Problem |
Return all of the entries word for word, but omit the pictures they contain.
>> Begin Exercise data
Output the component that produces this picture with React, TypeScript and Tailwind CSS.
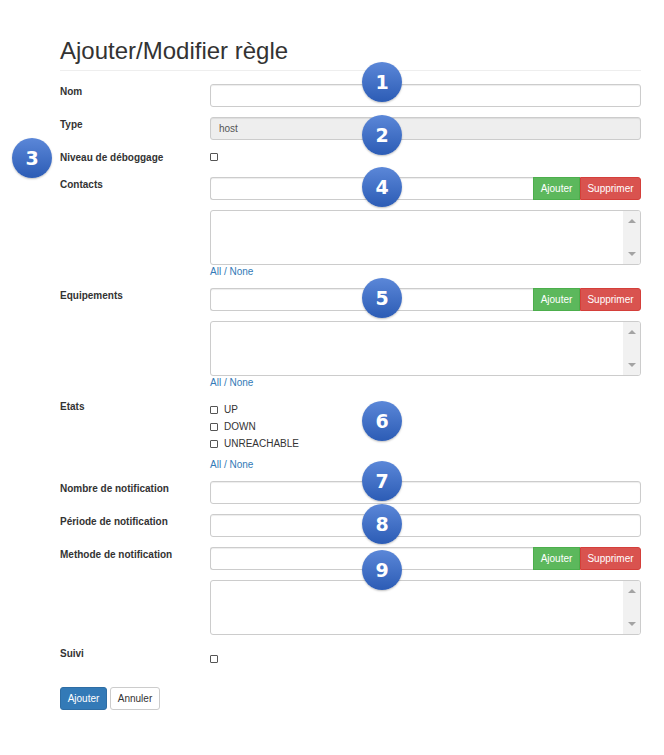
import React from "react";

const font = { fontFamily: '"Liberation Sans", Arial, sans-serif' };

const Badge = ({ n, x, y }: { n: number; x: number; y: number }) => (
  <div
    className="absolute w-[40px] h-[40px] rounded-full bg-gradient-to-b from-[#5b87d8] to-[#2c5cb5] shadow-[0_1px_2px_rgba(0,0,0,0.25)] flex items-center justify-center text-white text-[19px] font-bold"
    style={{ left: x - 20, top: y - 20, fontFamily: '"DejaVu Sans", Verdana, sans-serif' }}
  >
    {n}
  </div>
);

const Label = ({ children }: { children: React.ReactNode }) => (
  <div className="w-[150px] shrink-0 pt-[2px] text-[10px] leading-[12px] font-bold text-[#333]">
    {children}
  </div>
);

const Input = ({ value, disabled }: { value?: string; disabled?: boolean }) => (
  <div
    className={
      "h-[23px] w-full border border-[#ccc] rounded-[3px] px-[8px] flex items-center text-[10px] text-[#555] shadow-[inset_0_1px_1px_rgba(0,0,0,0.075)] " +
      (disabled ? "bg-[#eee]" : "bg-white")
    }
  >
    {value}
  </div>
);

const Checkbox = () => (
  <span className="block w-[8px] h-[8px] border border-[#555] rounded-[1px] bg-white" />
);

const InputGroup = () => (
  <div className="flex h-[23px]">
    <div className="flex-1 border border-[#ccc] border-r-0 rounded-l-[3px] bg-white shadow-[inset_0_1px_1px_rgba(0,0,0,0.075)]" />
    <button className="w-[47px] bg-[#5cb85c] border border-[#4cae4c] text-white text-[10px]">
      Ajouter
    </button>
    <button className="w-[61px] bg-[#d9534f] border border-[#d43f3a] rounded-r-[3px] text-white text-[10px]">
      Supprimer
    </button>
  </div>
);

const ListBox = () => (
  <div className="mt-[10px] h-[55px] border border-[#ccc] rounded-[3px] bg-white flex justify-end overflow-hidden">
    <div className="w-[17px] bg-[#f1f1f1] flex flex-col items-center justify-between py-[8px]">
      <span className="w-0 h-0 border-l-[4px] border-r-[4px] border-b-[4px] border-l-transparent border-r-transparent border-b-[#a3a3a3]" />
      <span className="w-0 h-0 border-l-[4px] border-r-[4px] border-t-[4px] border-l-transparent border-r-transparent border-t-[#a3a3a3]" />
    </div>
  </div>
);

const AllNone = ({ className = "" }: { className?: string }) => (
  <div className={"h-[13px] text-[10px] leading-[13px] text-[#337ab7] " + className}>
    All / None
  </div>
);

export default function App() {
  return (
    <div className="relative w-[664px] h-[755px] bg-white text-[#333]" style={font}>
      <div className="pl-[60px] w-[641px] pt-[35px]">
        <div className="border-b border-[#eee] pb-[3px]">
          <h1 className="text-[24px] leading-[32px] font-normal text-[#333]">
            Ajouter/Modifier règle
          </h1>
        </div>

        <div className="mt-[13px] flex flex-col gap-[10px]">
          <div className="flex">
            <Label>Nom</Label>
            <div className="flex-1">
              <Input />
            </div>
          </div>

          <div className="flex">
            <Label>Type</Label>
            <div className="flex-1">
              <Input value="host" disabled />
            </div>
          </div>

          <div className="flex h-[17px]">
            <Label>Niveau de déboggage</Label>
            <div className="flex-1 pt-[3px]">
              <Checkbox />
            </div>
          </div>

          <div className="flex">
            <Label>Contacts</Label>
            <div className="flex-1">
              <InputGroup />
              <ListBox />
              <AllNone />
            </div>
          </div>

          <div className="flex">
            <Label>Equipements</Label>
            <div className="flex-1">
              <InputGroup />
              <ListBox />
              <AllNone />
            </div>
          </div>

          <div className="flex">
            <Label>Etats</Label>
            <div className="flex-1 pt-[2px] text-[10px] text-[#333]">
              {["UP", "DOWN", "UNREACHABLE"].map((s) => (
                <div key={s} className="h-[17px] flex items-center gap-[6px]">
                  <Checkbox />
                  <span>{s}</span>
                </div>
              ))}
              <AllNone className="mt-[6px]" />
            </div>
          </div>

          <div className="flex">
            <Label>Nombre de notification</Label>
            <div className="flex-1">
              <Input />
            </div>
          </div>

          <div className="flex">
            <Label>Période de notification</Label>
            <div className="flex-1">
              <Input />
            </div>
          </div>

          <div className="flex">
            <Label>Methode de notification</Label>
            <div className="flex-1">
              <InputGroup />
              <ListBox />
            </div>
          </div>

          <div className="flex mt-[1px]">
            <Label>Suivi</Label>
            <div className="flex-1 pt-[9px]">
              <Checkbox />
            </div>
          </div>
        </div>

        <div className="mt-[24px] flex gap-[3px]">
          <button className="h-[23px] w-[47px] rounded-[3px] bg-[#337ab7] border border-[#2e6da4] text-white text-[10px]">
            Ajouter
          </button>
          <button className="h-[23px] w-[50px] rounded-[3px] bg-white border border-[#ccc] text-[#333] text-[10px]">
            Annuler
          </button>
        </div>
      </div>

      <Badge n={1} x={382} y={82} />
      <Badge n={2} x={382} y={135} />
      <Badge n={3} x={32} y={158} />
      <Badge n={4} x={382} y={187} />
      <Badge n={5} x={382} y={298} />
      <Badge n={6} x={382} y={421} />
      <Badge n={7} x={382} y={481} />
      <Badge n={8} x={382} y={524} />
      <Badge n={9} x={382} y={570} />
    </div>
  );
}
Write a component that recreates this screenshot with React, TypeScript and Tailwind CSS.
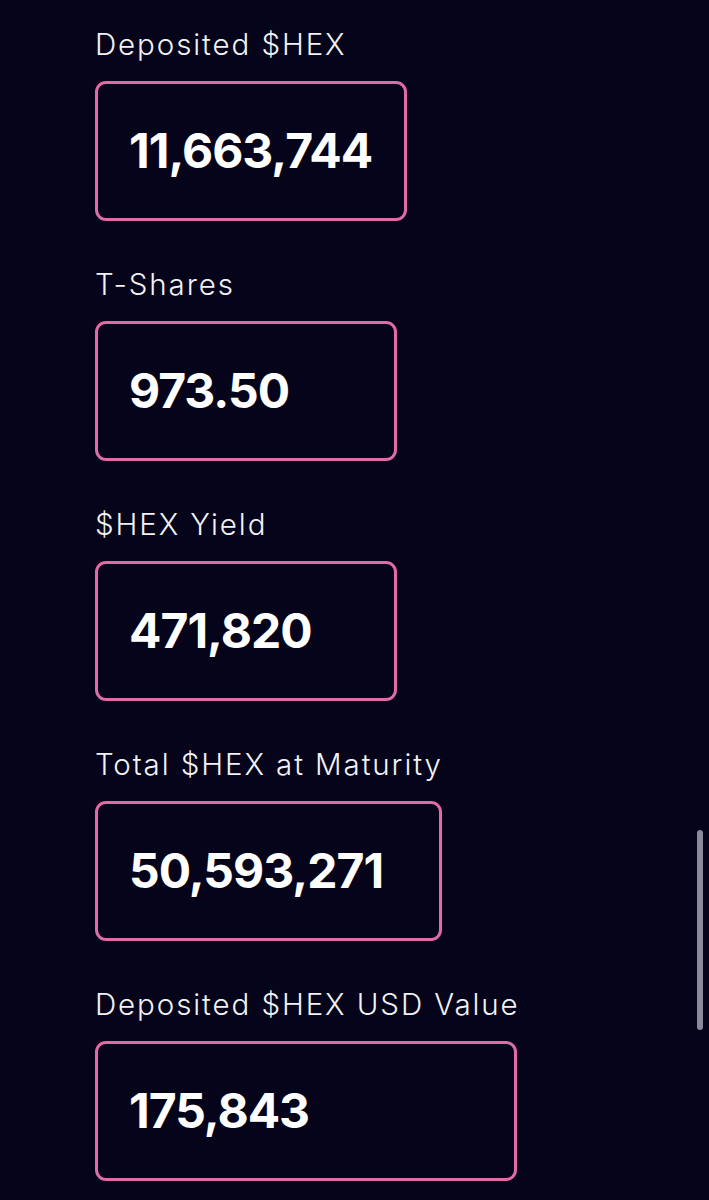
const stats = [
  { label: 'Deposited $HEX', value: '11,663,744', width: 'w-[312px]' },
  { label: 'T-Shares', value: '973.50', width: 'w-[302px]' },
  { label: '$HEX Yield', value: '471,820', width: 'w-[302px]' },
  { label: 'Total $HEX at Maturity', value: '50,593,271', width: 'w-[347px]' },
  { label: 'Deposited $HEX USD Value', value: '175,843', width: 'w-[422px]' },
];

export default function App() {
  return (
    <div className="relative h-[1200px] w-[709px] overflow-hidden bg-[#05041a] font-['Inter',sans-serif] text-white">
      <div className="flex flex-col pl-[95px] pt-[26px]">
        {stats.map((s) => (
          <div key={s.label} className="mb-[45px] flex flex-col">
            <div className="mb-[19px] text-[29.5px] font-light leading-[36px] tracking-[1.9px] text-[#f2f2f5]">
              {s.label}
            </div>
            <div
              className={`flex h-[140px] items-center rounded-[11px] border-[3px] border-[#e26aa6] pl-[31px] ${s.width}`}
            >
              <span className="text-[48px] font-bold leading-none tracking-[-1px]">{s.value}</span>
            </div>
          </div>
        ))}
      </div>

      {/* scrollbar */}
      <div className="absolute left-[697px] top-[830px] h-[200px] w-[6px] rounded-full bg-[#8a8a9c]" />
    </div>
  );
}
>> End Exercise data
Result of this exercise |
Output the component that produces this picture with React, TypeScript and Tailwind CSS.
import React from "react";

const font = { fontFamily: '"Liberation Sans", Arial, sans-serif' };

const Badge = ({ n, x, y }: { n: number; x: number; y: number }) => (
  <div
    className="absolute w-[40px] h-[40px] rounded-full bg-gradient-to-b from-[#5b87d8] to-[#2c5cb5] shadow-[0_1px_2px_rgba(0,0,0,0.25)] flex items-center justify-center text-white text-[19px] font-bold"
    style={{ left: x - 20, top: y - 20, fontFamily: '"DejaVu Sans", Verdana, sans-serif' }}
  >
    {n}
  </div>
);

const Label = ({ children }: { children: React.ReactNode }) => (
  <div className="w-[150px] shrink-0 pt-[2px] text-[10px] leading-[12px] font-bold text-[#333]">
    {children}
  </div>
);

const Input = ({ value, disabled }: { value?: string; disabled?: boolean }) => (
  <div
    className={
      "h-[23px] w-full border border-[#ccc] rounded-[3px] px-[8px] flex items-center text-[10px] text-[#555] shadow-[inset_0_1px_1px_rgba(0,0,0,0.075)] " +
      (disabled ? "bg-[#eee]" : "bg-white")
    }
  >
    {value}
  </div>
);

const Checkbox = () => (
  <span className="block w-[8px] h-[8px] border border-[#555] rounded-[1px] bg-white" />
);

const InputGroup = () => (
  <div className="flex h-[23px]">
    <div className="flex-1 border border-[#ccc] border-r-0 rounded-l-[3px] bg-white shadow-[inset_0_1px_1px_rgba(0,0,0,0.075)]" />
    <button className="w-[47px] bg-[#5cb85c] border border-[#4cae4c] text-white text-[10px]">
      Ajouter
    </button>
    <button className="w-[61px] bg-[#d9534f] border border-[#d43f3a] rounded-r-[3px] text-white text-[10px]">
      Supprimer
    </button>
  </div>
);

const ListBox = () => (
  <div className="mt-[10px] h-[55px] border border-[#ccc] rounded-[3px] bg-white flex justify-end overflow-hidden">
    <div className="w-[17px] bg-[#f1f1f1] flex flex-col items-center justify-between py-[8px]">
      <span className="w-0 h-0 border-l-[4px] border-r-[4px] border-b-[4px] border-l-transparent border-r-transparent border-b-[#a3a3a3]" />
      <span className="w-0 h-0 border-l-[4px] border-r-[4px] border-t-[4px] border-l-transparent border-r-transparent border-t-[#a3a3a3]" />
    </div>
  </div>
);

const AllNone = ({ className = "" }: { className?: string }) => (
  <div className={"h-[13px] text-[10px] leading-[13px] text-[#337ab7] " + className}>
    All / None
  </div>
);

export default function App() {
  return (
    <div className="relative w-[664px] h-[755px] bg-white text-[#333]" style={font}>
      <div className="pl-[60px] w-[641px] pt-[35px]">
        <div className="border-b border-[#eee] pb-[3px]">
          <h1 className="text-[24px] leading-[32px] font-normal text-[#333]">
            Ajouter/Modifier règle
          </h1>
        </div>

        <div className="mt-[13px] flex flex-col gap-[10px]">
          <div className="flex">
            <Label>Nom</Label>
            <div className="flex-1">
              <Input />
            </div>
          </div>

          <div className="flex">
            <Label>Type</Label>
            <div className="flex-1">
              <Input value="host" disabled />
            </div>
          </div>

          <div className="flex h-[17px]">
            <Label>Niveau de déboggage</Label>
            <div className="flex-1 pt-[3px]">
              <Checkbox />
            </div>
          </div>

          <div className="flex">
            <Label>Contacts</Label>
            <div className="flex-1">
              <InputGroup />
              <ListBox />
              <AllNone />
            </div>
          </div>

          <div className="flex">
            <Label>Equipements</Label>
            <div className="flex-1">
              <InputGroup />
              <ListBox />
              <AllNone />
            </div>
          </div>

          <div className="flex">
            <Label>Etats</Label>
            <div className="flex-1 pt-[2px] text-[10px] text-[#333]">
              {["UP", "DOWN", "UNREACHABLE"].map((s) => (
                <div key={s} className="h-[17px] flex items-center gap-[6px]">
                  <Checkbox />
                  <span>{s}</span>
                </div>
              ))}
              <AllNone className="mt-[6px]" />
            </div>
          </div>

          <div className="flex">
            <Label>Nombre de notification</Label>
            <div className="flex-1">
              <Input />
            </div>
          </div>

          <div className="flex">
            <Label>Période de notification</Label>
            <div className="flex-1">
              <Input />
            </div>
          </div>

          <div className="flex">
            <Label>Methode de notification</Label>
            <div className="flex-1">
              <InputGroup />
              <ListBox />
            </div>
          </div>

          <div className="flex mt-[1px]">
            <Label>Suivi</Label>
            <div className="flex-1 pt-[9px]">
              <Checkbox />
            </div>
          </div>
        </div>

        <div className="mt-[24px] flex gap-[3px]">
          <button className="h-[23px] w-[47px] rounded-[3px] bg-[#337ab7] border border-[#2e6da4] text-white text-[10px]">
            Ajouter
          </button>
          <button className="h-[23px] w-[50px] rounded-[3px] bg-white border border-[#ccc] text-[#333] text-[10px]">
            Annuler
          </button>
        </div>
      </div>

      <Badge n={1} x={382} y={82} />
      <Badge n={2} x={382} y={135} />
      <Badge n={3} x={32} y={158} />
      <Badge n={4} x={382} y={187} />
      <Badge n={5} x={382} y={298} />
      <Badge n={6} x={382} y={421} />
      <Badge n={7} x={382} y={481} />
      <Badge n={8} x={382} y={524} />
      <Badge n={9} x={382} y={570} />
    </div>
  );
}
Write a component that recreates this screenshot with React, TypeScript and Tailwind CSS.
const stats = [
  { label: 'Deposited $HEX', value: '11,663,744', width: 'w-[312px]' },
  { label: 'T-Shares', value: '973.50', width: 'w-[302px]' },
  { label: '$HEX Yield', value: '471,820', width: 'w-[302px]' },
  { label: 'Total $HEX at Maturity', value: '50,593,271', width: 'w-[347px]' },
  { label: 'Deposited $HEX USD Value', value: '175,843', width: 'w-[422px]' },
];

export default function App() {
  return (
    <div className="relative h-[1200px] w-[709px] overflow-hidden bg-[#05041a] font-['Inter',sans-serif] text-white">
      <div className="flex flex-col pl-[95px] pt-[26px]">
        {stats.map((s) => (
          <div key={s.label} className="mb-[45px] flex flex-col">
            <div className="mb-[19px] text-[29.5px] font-light leading-[36px] tracking-[1.9px] text-[#f2f2f5]">
              {s.label}
            </div>
            <div
              className={`flex h-[140px] items-center rounded-[11px] border-[3px] border-[#e26aa6] pl-[31px] ${s.width}`}
            >
              <span className="text-[48px] font-bold leading-none tracking-[-1px]">{s.value}</span>
            </div>
          </div>
        ))}
      </div>

      {/* scrollbar */}
      <div className="absolute left-[697px] top-[830px] h-[200px] w-[6px] rounded-full bg-[#8a8a9c]" />
    </div>
  );
}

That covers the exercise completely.